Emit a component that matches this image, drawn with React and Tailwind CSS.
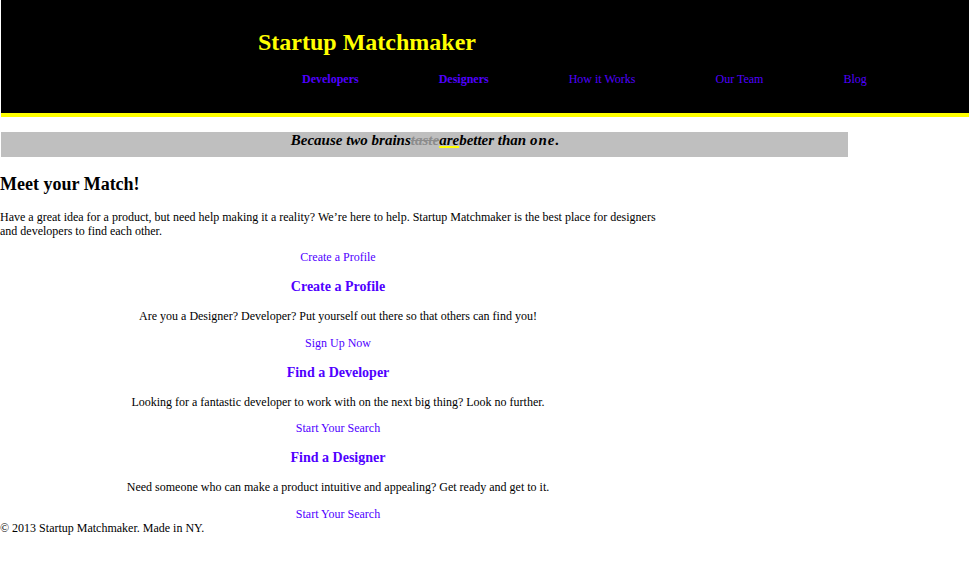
import React from 'react';

const navItems = [
    { label: "Developers", bold: true },
    { label: "Designers", bold: true },
    { label: "How it Works", bold: false },
    { label: "Our Team", bold: false },
    { label: "Blog", bold: false }
];

const sections = [
    {
        title: "Create a Profile",
        text: "Are you a Designer? Developer? Put yourself out there so that others can find you!",
        cta: "Sign Up Now"
    },
    {
        title: "Find a Developer",
        text: "Looking for a fantastic developer to work with on the next big thing? Look no further.",
        cta: "Start Your Search"
    },
    {
        title: "Find a Designer",
        text: "Need someone who can make a product intuitive and appealing? Get ready and get to it.",
        cta: "Start Your Search"
    }
];

export default function App() {
    return (
        <div className="min-h-[568px] bg-white text-black font-['Liberation_Serif','Times_New_Roman',serif]">
            {/* Header */}
            <header className="ml-px h-[117px] bg-black border-b-4 border-[#ffff00]">
                <h1 className="pl-[257px] pt-[28px] text-[24px] leading-[28px] font-bold text-[#ffff00]">
                    Startup Matchmaker
                </h1>
                <nav className="pl-[301px] pt-[16px] flex gap-[80px] text-[12px] leading-[14px]">
                    {navItems.map(item => (
                        <a key={item.label} href="#" className={`text-[#5000ff] ${item.bold ? 'font-bold' : 'font-normal'}`}>
                            {item.label}
                        </a>
                    ))}
                </nav>
            </header>

            {/* Tagline banner */}
            <div className="ml-px mt-[15px] w-[847px] h-[25px] bg-[#bfbfbf] text-center">
                <p className="pl-[2px] text-[15px] leading-[17px] font-bold italic">
                    Because two brains
                    <span className="line-through text-[#8c8c8c]">taste</span>
                    <span className="underline decoration-[#ffff00] decoration-2">are</span>
                    better than <span className="tracking-[1px]">one.</span>
                </p>
            </div>

            {/* Intro */}
            <main className="w-[676px]">
                <h2 className="mt-[16px] text-[18px] leading-[22px] font-bold">Meet your Match!</h2>
                <p className="mt-[15px] text-[12px] leading-[14px] pr-[10px]">
                    Have a great idea for a product, but need help making it a reality? We’re here to help. Startup Matchmaker is the best place for designers and developers to find each other.
                </p>
                <div className="mt-[12px] text-center text-[12px] leading-[14px]">
                    <a href="#" className="text-[#5000ff]">Create a Profile</a>
                </div>

                {sections.map(s => (
                    <section key={s.title} className="text-center">
                        <h3 className="mt-[15px] text-[14px] leading-[16.5px] font-bold text-[#5000ff]">{s.title}</h3>
                        <p className="mt-[13.5px] text-[12px] leading-[14px]">{s.text}</p>
                        <div className="mt-[12.5px] text-[12px] leading-[14px]">
                            <a href="#" className="text-[#5000ff]">{s.cta}</a>
                        </div>
                    </section>
                ))}
            </main>

            {/* Footer */}
            <footer className="text-[12px] leading-[14px]">
                © 2013 Startup Matchmaker. Made in NY.
            </footer>
        </div>
    );
}
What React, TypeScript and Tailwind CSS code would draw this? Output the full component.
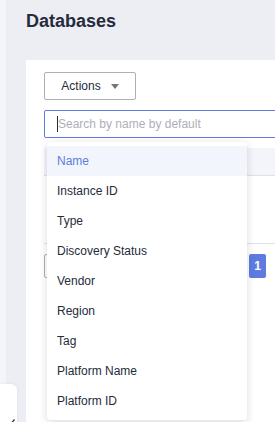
import React from "react";

const items = [
  "Name",
  "Instance ID",
  "Type",
  "Discovery Status",
  "Vendor",
  "Region",
  "Tag",
  "Platform Name",
  "Platform ID",
];

export default function App() {
  return (
    <div
      className="relative w-[275px] h-[422px] overflow-hidden bg-[#eceef3] flex"
      style={{ fontFamily: '"Liberation Sans", Arial, sans-serif' }}
    >
      <div className="w-[6px] shrink-0 bg-[#f4f5f8]" />
      <div className="flex-1 flex flex-col pl-[20px] min-w-0">
        <h1 className="pt-[9px] h-[33px] text-[18px] leading-[24px] font-bold text-[#252b3a]">
          Databases
        </h1>
        <div className="mt-[27px] w-[800px] flex-1 bg-white pl-[18px] pt-[12px] flex flex-col">
          <button className="w-[92px] h-[28px] border border-[#adb0b8] rounded-[2px] flex items-center justify-center gap-[10px] text-[12px] text-[#252b3a]">
            <span>Actions</span>
            <svg width="8" height="5" viewBox="0 0 8 5">
              <path d="M0 0 L8 0 L4 5 Z" fill="#71757f" />
            </svg>
          </button>
          <div className="mt-[10px] h-[28px] border border-[#5e7ce0] rounded-[2px] flex items-center pl-[12px]">
            <span className="w-px h-[16px] bg-[#252b3a]" />
            <span className="text-[12px] text-[#adb0b8]">Search by name by default</span>
          </div>
          <div className="mt-[10px] h-[28px] bg-[#f3f5fb] border-b border-[#dfe1e6]" />
          <div className="h-[68px] border-b border-[#dfe1e6]" />
          <div className="mt-[10px] h-[24px] w-[222px] flex justify-between">
            <div className="w-[40px] h-[24px] border border-[#adb0b8] rounded-[2px]" />
            <div className="w-[17px] h-[24px] bg-[#5e7ce0] rounded-[2px] flex items-center justify-center text-white text-[12px] font-bold">
              1
            </div>
          </div>
        </div>
      </div>

      <div className="absolute left-[47px] top-[142px] w-[200px] h-[278px] bg-white rounded-[4px] shadow-[0_2px_8px_rgba(0,0,0,0.15)] py-[4px] flex flex-col">
        {items.map((t, i) => (
          <div
            key={t}
            className={
              i === 0
                ? "h-[30px] shrink-0 flex items-center px-[10px] text-[12px] bg-[#f2f5fc] text-[#5e7ce0]"
                : "h-[30px] shrink-0 flex items-center px-[10px] text-[12px] text-[#252b3a]"
            }
          >
            {t}
          </div>
        ))}
      </div>

      <div className="absolute left-0 top-[384px] w-[17px] h-[50px] bg-white rounded-tr-[6px] shadow-[0_0_4px_rgba(0,0,0,0.06)]">
        <svg className="absolute left-[10px] top-[35px]" width="6" height="8" viewBox="0 0 6 8">
          <path d="M4.5 0.5 L1.5 4 L4.5 7.5" stroke="#252b3a" strokeWidth="1.2" fill="none" />
        </svg>
      </div>
    </div>
  );
}
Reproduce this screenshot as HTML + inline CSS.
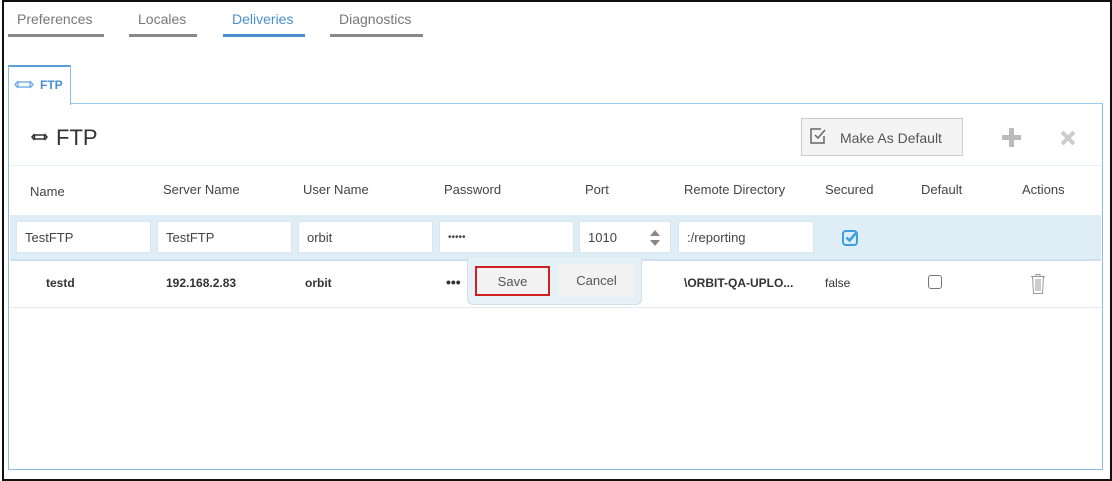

(Objective): Leave the images out and output the remaining material exactly as it stands.

(Reply to the exercise):
Emit a component that matches this image, drawn with React and Tailwind CSS.
import React from 'react';

const navItems = [
    { label: "Developers", bold: true },
    { label: "Designers", bold: true },
    { label: "How it Works", bold: false },
    { label: "Our Team", bold: false },
    { label: "Blog", bold: false }
];

const sections = [
    {
        title: "Create a Profile",
        text: "Are you a Designer? Developer? Put yourself out there so that others can find you!",
        cta: "Sign Up Now"
    },
    {
        title: "Find a Developer",
        text: "Looking for a fantastic developer to work with on the next big thing? Look no further.",
        cta: "Start Your Search"
    },
    {
        title: "Find a Designer",
        text: "Need someone who can make a product intuitive and appealing? Get ready and get to it.",
        cta: "Start Your Search"
    }
];

export default function App() {
    return (
        <div className="min-h-[568px] bg-white text-black font-['Liberation_Serif','Times_New_Roman',serif]">
            {/* Header */}
            <header className="ml-px h-[117px] bg-black border-b-4 border-[#ffff00]">
                <h1 className="pl-[257px] pt-[28px] text-[24px] leading-[28px] font-bold text-[#ffff00]">
                    Startup Matchmaker
                </h1>
                <nav className="pl-[301px] pt-[16px] flex gap-[80px] text-[12px] leading-[14px]">
                    {navItems.map(item => (
                        <a key={item.label} href="#" className={`text-[#5000ff] ${item.bold ? 'font-bold' : 'font-normal'}`}>
                            {item.label}
                        </a>
                    ))}
                </nav>
            </header>

            {/* Tagline banner */}
            <div className="ml-px mt-[15px] w-[847px] h-[25px] bg-[#bfbfbf] text-center">
                <p className="pl-[2px] text-[15px] leading-[17px] font-bold italic">
                    Because two brains
                    <span className="line-through text-[#8c8c8c]">taste</span>
                    <span className="underline decoration-[#ffff00] decoration-2">are</span>
                    better than <span className="tracking-[1px]">one.</span>
                </p>
            </div>

            {/* Intro */}
            <main className="w-[676px]">
                <h2 className="mt-[16px] text-[18px] leading-[22px] font-bold">Meet your Match!</h2>
                <p className="mt-[15px] text-[12px] leading-[14px] pr-[10px]">
                    Have a great idea for a product, but need help making it a reality? We’re here to help. Startup Matchmaker is the best place for designers and developers to find each other.
                </p>
                <div className="mt-[12px] text-center text-[12px] leading-[14px]">
                    <a href="#" className="text-[#5000ff]">Create a Profile</a>
                </div>

                {sections.map(s => (
                    <section key={s.title} className="text-center">
                        <h3 className="mt-[15px] text-[14px] leading-[16.5px] font-bold text-[#5000ff]">{s.title}</h3>
                        <p className="mt-[13.5px] text-[12px] leading-[14px]">{s.text}</p>
                        <div className="mt-[12.5px] text-[12px] leading-[14px]">
                            <a href="#" className="text-[#5000ff]">{s.cta}</a>
                        </div>
                    </section>
                ))}
            </main>

            {/* Footer */}
            <footer className="text-[12px] leading-[14px]">
                © 2013 Startup Matchmaker. Made in NY.
            </footer>
        </div>
    );
}
What React, TypeScript and Tailwind CSS code would draw this? Output the full component.
import React from "react";

const items = [
  "Name",
  "Instance ID",
  "Type",
  "Discovery Status",
  "Vendor",
  "Region",
  "Tag",
  "Platform Name",
  "Platform ID",
];

export default function App() {
  return (
    <div
      className="relative w-[275px] h-[422px] overflow-hidden bg-[#eceef3] flex"
      style={{ fontFamily: '"Liberation Sans", Arial, sans-serif' }}
    >
      <div className="w-[6px] shrink-0 bg-[#f4f5f8]" />
      <div className="flex-1 flex flex-col pl-[20px] min-w-0">
        <h1 className="pt-[9px] h-[33px] text-[18px] leading-[24px] font-bold text-[#252b3a]">
          Databases
        </h1>
        <div className="mt-[27px] w-[800px] flex-1 bg-white pl-[18px] pt-[12px] flex flex-col">
          <button className="w-[92px] h-[28px] border border-[#adb0b8] rounded-[2px] flex items-center justify-center gap-[10px] text-[12px] text-[#252b3a]">
            <span>Actions</span>
            <svg width="8" height="5" viewBox="0 0 8 5">
              <path d="M0 0 L8 0 L4 5 Z" fill="#71757f" />
            </svg>
          </button>
          <div className="mt-[10px] h-[28px] border border-[#5e7ce0] rounded-[2px] flex items-center pl-[12px]">
            <span className="w-px h-[16px] bg-[#252b3a]" />
            <span className="text-[12px] text-[#adb0b8]">Search by name by default</span>
          </div>
          <div className="mt-[10px] h-[28px] bg-[#f3f5fb] border-b border-[#dfe1e6]" />
          <div className="h-[68px] border-b border-[#dfe1e6]" />
          <div className="mt-[10px] h-[24px] w-[222px] flex justify-between">
            <div className="w-[40px] h-[24px] border border-[#adb0b8] rounded-[2px]" />
            <div className="w-[17px] h-[24px] bg-[#5e7ce0] rounded-[2px] flex items-center justify-center text-white text-[12px] font-bold">
              1
            </div>
          </div>
        </div>
      </div>

      <div className="absolute left-[47px] top-[142px] w-[200px] h-[278px] bg-white rounded-[4px] shadow-[0_2px_8px_rgba(0,0,0,0.15)] py-[4px] flex flex-col">
        {items.map((t, i) => (
          <div
            key={t}
            className={
              i === 0
                ? "h-[30px] shrink-0 flex items-center px-[10px] text-[12px] bg-[#f2f5fc] text-[#5e7ce0]"
                : "h-[30px] shrink-0 flex items-center px-[10px] text-[12px] text-[#252b3a]"
            }
          >
            {t}
          </div>
        ))}
      </div>

      <div className="absolute left-0 top-[384px] w-[17px] h-[50px] bg-white rounded-tr-[6px] shadow-[0_0_4px_rgba(0,0,0,0.06)]">
        <svg className="absolute left-[10px] top-[35px]" width="6" height="8" viewBox="0 0 6 8">
          <path d="M4.5 0.5 L1.5 4 L4.5 7.5" stroke="#252b3a" strokeWidth="1.2" fill="none" />
        </svg>
      </div>
    </div>
  );
}
Reproduce this screenshot as HTML + inline CSS.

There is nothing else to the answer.